**Task objective**
Read through the entries below and return each line with the word "this".

-=-=-=-=-

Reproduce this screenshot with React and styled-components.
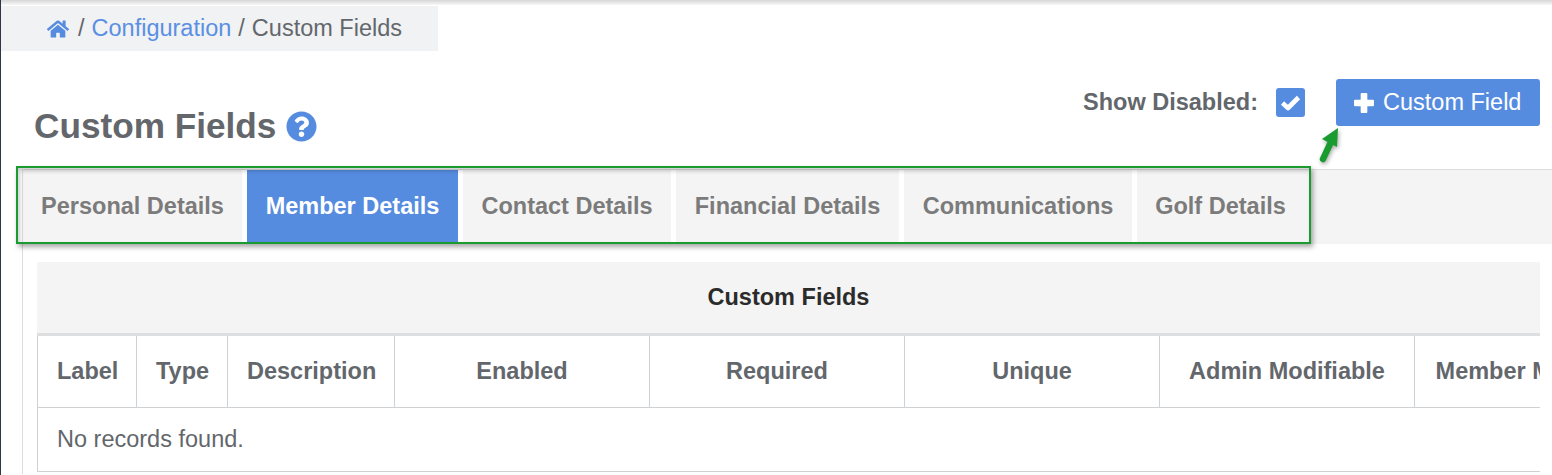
import React from "react";
import styled, { createGlobalStyle } from "styled-components";
import { FaHome, FaQuestionCircle } from "react-icons/fa";

const GlobalStyle = createGlobalStyle`
  html, body {
    margin: 0;
    padding: 0;
    background: #fff;
  }
  body {
    font-family: "Liberation Sans", Arial, sans-serif;
    overflow: hidden;
  }
`;

const Page = styled.div`
  position: relative;
  width: 1552px;
  height: 475px;
  box-sizing: border-box;
  overflow: hidden;
  padding-top: 6px;
  border-left: 1px solid #2f3742;
  color: #63676c;
  &::before {
    content: " ";
    position: absolute;
    top: 0;
    left: -1px;
    right: 0;
    height: 5px;
    background: linear-gradient(to bottom, #d6d6d6, #f8f8f8);
  }
`;

const Breadcrumb = styled.nav`
  width: 437px;
  height: 45px;
  box-sizing: border-box;
  padding-left: 46px;
  display: flex;
  align-items: center;
  gap: 7px;
  background: #f1f2f4;
  font-size: 23.5px;
  color: #63676c;
`;

const Crumb = styled.a`
  color: #5a8fe3;
  text-decoration: none;
`;

const HomeIcon = styled(FaHome)`
  width: 22px;
  height: 20px;
  color: #558ce0;
  margin-right: 2px;
`;

const Header = styled.header`
  height: 118px;
  display: flex;
  justify-content: space-between;
  padding: 28px 12px 0 33px;
  box-sizing: border-box;
`;

const Title = styled.h1`
  margin: 26px 0 0;
  height: 42px;
  display: flex;
  align-items: center;
  gap: 10px;
  font-size: 35.2px;
  font-weight: bold;
  color: #63676c;
`;

const HelpIcon = styled(FaQuestionCircle)`
  width: 31px;
  height: 31px;
  color: #558ce0;
`;

const Actions = styled.div`
  display: flex;
  align-items: flex-start;
`;

const ShowLabel = styled.span`
  font-size: 23.5px;
  font-weight: bold;
  line-height: 47px;
  color: #63676c;
`;

const CheckBox = styled.span`
  width: 29px;
  height: 29px;
  margin: 9px 31px 0 18px;
  border-radius: 3px;
  background: #558ce0;
  display: flex;
  align-items: center;
  justify-content: center;
`;

const AddButton = styled.button`
  width: 204px;
  height: 47px;
  border: 0;
  border-radius: 3px;
  background: #558ce0;
  color: #fff;
  font-family: inherit;
  font-size: 23.5px;
  display: flex;
  align-items: center;
  gap: 9px;
  padding: 0 0 0 18px;
`;

const Body = styled.div`
  margin-left: 21px;
  border-left: 1px solid #dcdcdc;
  height: 305px;
`;

const TabBar = styled.ul`
  list-style: none;
  margin: 0 0 0 -1px;
  padding: 0;
  height: 74px;
  display: flex;
  background: #f4f4f4;
  border-top: 1px solid #dcdcdc;
  border-left: 1px solid #dcdcdc;
  border-top-left-radius: 3px;
`;

const Tab = styled.li`
  width: ${({ $width }) => $width}px;
  display: flex;
  align-items: center;
  justify-content: center;
  padding-bottom: 2px;
  font-size: 23.5px;
  font-weight: bold;
  color: ${({ $active }) => ($active ? "#fff" : "#7b7b7b")};
  background: ${({ $active }) => ($active ? "#558ce0" : "#f4f4f4")};
  border-right: 5px solid ${({ $last }) => ($last ? "transparent" : "#fff")};
`;

const Panel = styled.section`
  margin: 18px 12px 0 14px;
  overflow: hidden;
  background: #f9f9f9;
`;

const PanelTitle = styled.h2`
  margin: 0;
  height: 70px;
  padding-bottom: 1px;
  display: flex;
  align-items: center;
  justify-content: center;
  background: #f4f4f4;
  border-bottom: 3px solid #dcdedf;
  border-radius: 3px 3px 0 0;
  font-size: 23.5px;
  font-weight: bold;
  color: #2b2b2b;
`;

const Table = styled.table`
  table-layout: fixed;
  width: 1757px;
  border-collapse: collapse;
  background: #fff;
  font-size: 23.5px;
`;

const Th = styled.th`
  height: 71px;
  box-sizing: border-box;
  padding: 0 19px;
  border: 1px solid #cfd2d4;
  border-top: 0;
  font-weight: bold;
  color: #63676c;
  text-align: center;
  white-space: nowrap;
`;

const Td = styled.td`
  height: 63px;
  padding: 0 19px;
  border: 1px solid #cfd2d4;
  color: #63676c;
`;

const Callout = styled.div`
  position: absolute;
  left: 15px;
  top: 166px;
  width: 1295px;
  height: 78px;
  box-sizing: border-box;
  border: 2px solid #1a9b2f;
  box-shadow: 2px 3px 5px rgba(0, 0, 0, 0.35),
    inset 2px 3px 4px rgba(0, 0, 0, 0.2);
`;

const Arrow = styled.svg`
  position: absolute;
  left: 1315px;
  top: 126px;
  filter: drop-shadow(1px 2px 2px rgba(0, 0, 0, 0.35));
`;

const tabs = [
  { label: "Personal Details", width: 219 },
  { label: "Member Details", width: 211, active: true },
  { label: "Contact Details", width: 208 },
  { label: "Financial Details", width: 223 },
  { label: "Communications", width: 228 },
  { label: "Golf Details", width: 167, last: true },
];

const columns = [
  { label: "Label", width: 99 },
  { label: "Type", width: 91 },
  { label: "Description", width: 167 },
  { label: "Enabled", width: 255 },
  { label: "Required", width: 255 },
  { label: "Unique", width: 255 },
  { label: "Admin Modifiable", width: 255 },
  { label: "Member Modifiable", width: 255 },
  { label: "", width: 125 },
];

export default function App() {
  return (
    <Page>
      <GlobalStyle />
      <Breadcrumb>
        <HomeIcon />
        <span>/</span>
        <Crumb href="#">Configuration</Crumb>
        <span>/</span>
        <span>Custom Fields</span>
      </Breadcrumb>
      <Header>
        <Title>
          Custom Fields
          <HelpIcon />
        </Title>
        <Actions>
          <ShowLabel>Show Disabled:</ShowLabel>
          <CheckBox>
            <svg width="21" height="16" viewBox="0 0 21 16">
              <polyline
                points="2.5,8 8,13 18.5,2.5"
                fill="none"
                stroke="#fff"
                strokeWidth="4.6"
                strokeLinejoin="round"
              />
            </svg>
          </CheckBox>
          <AddButton>
            <svg width="20" height="20" viewBox="1 1 18 18">
              <path
                d="M8 1h4a1 1 0 0 1 1 1v5h5a1 1 0 0 1 1 1v4a1 1 0 0 1-1 1h-5v5a1 1 0 0 1-1 1H8a1 1 0 0 1-1-1v-5H2a1 1 0 0 1-1-1V8a1 1 0 0 1 1-1h5V2a1 1 0 0 1 1-1z"
                fill="#fff"
              />
            </svg>
            Custom Field
          </AddButton>
        </Actions>
      </Header>
      <Body>
        <TabBar>
          {tabs.map((tab) => (
            <Tab
              key={tab.label}
              $width={tab.width}
              $active={tab.active}
              $last={tab.last}
            >
              {tab.label}
            </Tab>
          ))}
        </TabBar>
        <Panel>
          <PanelTitle>Custom Fields</PanelTitle>
          <Table>
            <colgroup>
              {columns.map((col) => (
                <col key={col.label} width={col.width} />
              ))}
            </colgroup>
            <thead>
              <tr>
                {columns.map((col) => (
                  <Th key={col.label}>{col.label}</Th>
                ))}
              </tr>
            </thead>
            <tbody>
              <tr>
                <Td colSpan={columns.length}>No records found.</Td>
              </tr>
            </tbody>
          </Table>
        </Panel>
      </Body>
      <Callout />
      <Arrow width="26" height="40" viewBox="0 0 26 40">
        <path
          d="M7 33 L14 18"
          stroke="#1a9b2f"
          strokeWidth="6.5"
          strokeLinecap="round"
          fill="none"
        />
        <path d="M22 2 L21 21 L6 13 Z" fill="#1a9b2f" />
      </Arrow>
    </Page>
  );
}
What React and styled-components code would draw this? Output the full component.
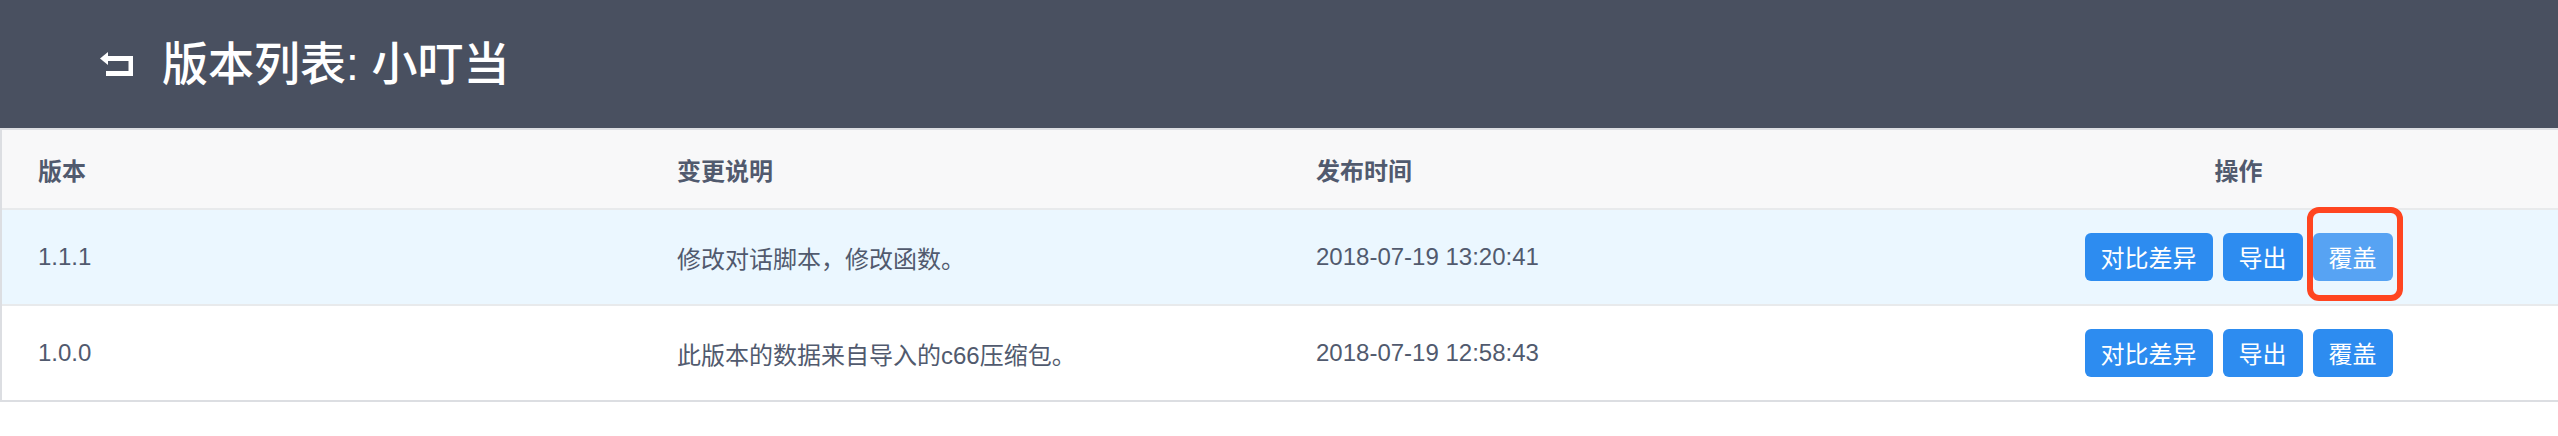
import React from "react";
import styled, { createGlobalStyle } from "styled-components";

const GlobalStyle = createGlobalStyle`
  body {
    margin: 0;
    background: #fff;
    font-family: "Liberation Sans", "Noto Sans CJK SC", sans-serif;
  }
`;

const TopBar = styled.header`
  height: 128px;
  background: #495060;
  display: flex;
  align-items: center;
  padding-left: 100px;
  gap: 29px;
`;

const Title = styled.h1`
  margin: 0;
  color: #fff;
  font-size: 46px;
  font-weight: 500;
  line-height: 1;
`;

const Table = styled.div`
  border-top: 2px solid #dcdee2;
  border-left: 2px solid #dcdee2;
`;

const Row = styled.div`
  display: grid;
  grid-template-columns: repeat(4, 1fr);
  height: ${(p) => (p.$head ? 78 : 94)}px;
  background: ${(p) => (p.$head ? "#f8f8f9" : p.$active ? "#ebf7ff" : "#fff")};
  border-bottom: 2px solid ${(p) => (p.$last ? "#dcdee2" : "#e8eaec")};
`;

const Cell = styled.div`
  display: flex;
  align-items: center;
  justify-content: ${(p) => (p.$center ? "center" : "flex-start")};
  gap: 10px;
  padding: 0 36px;
  font-size: 24px;
  color: #515a6e;
  font-weight: ${(p) => (p.$head ? 700 : 400)};
  white-space: nowrap;
`;

const Button = styled.button`
  position: relative;
  height: 48px;
  padding: 0 16px;
  border: none;
  border-radius: 6px;
  background: ${(p) => (p.$hover ? "#57a3f3" : "#2d8cf0")};
  color: #fff;
  font-family: "Noto Sans CJK SC", sans-serif;
  font-size: 24px;
  line-height: 48px;
  cursor: pointer;
`;

const Mark = styled.span`
  position: absolute;
  left: -6px;
  right: -10px;
  top: -26px;
  bottom: -20px;
  border: 6px solid #ff4520;
  border-radius: 12px;
  pointer-events: none;
`;

function BackIcon() {
  return (
    <svg width="33" height="24" viewBox="0 0 33 24" fill="#fff">
      <polygon points="0,6.5 8,0 8,13" />
      <rect x="7" y="4" width="26" height="5" />
      <rect x="28.5" y="4" width="4.5" height="20" />
      <rect x="6" y="19" width="27" height="5" />
    </svg>
  );
}

const versions = [
  {
    version: "1.1.1",
    note: "修改对话脚本，修改函数。",
    time: "2018-07-19 13:20:41",
    active: true,
  },
  {
    version: "1.0.0",
    note: "此版本的数据来自导入的c66压缩包。",
    time: "2018-07-19 12:58:43",
  },
];

export default function App() {
  return (
    <>
      <GlobalStyle />
      <TopBar>
        <BackIcon />
        <Title>版本列表: 小叮当</Title>
      </TopBar>
      <Table>
        <Row $head>
          <Cell $head>版本</Cell>
          <Cell $head>变更说明</Cell>
          <Cell $head>发布时间</Cell>
          <Cell $head $center>
            操作
          </Cell>
        </Row>
        {versions.map((v, i) => (
          <Row key={v.version} $active={v.active} $last={i === versions.length - 1}>
            <Cell>{v.version}</Cell>
            <Cell>{v.note}</Cell>
            <Cell>{v.time}</Cell>
            <Cell $center>
              <Button>对比差异</Button>
              <Button>导出</Button>
              <Button $hover={v.active}>
                覆盖
                {v.active && <Mark />}
              </Button>
            </Cell>
          </Row>
        ))}
      </Table>
    </>
  );
}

-=-=-=-=-

**Answer for the task**
Reproduce this screenshot with React and styled-components.
What React and styled-components code would draw this? Output the full component.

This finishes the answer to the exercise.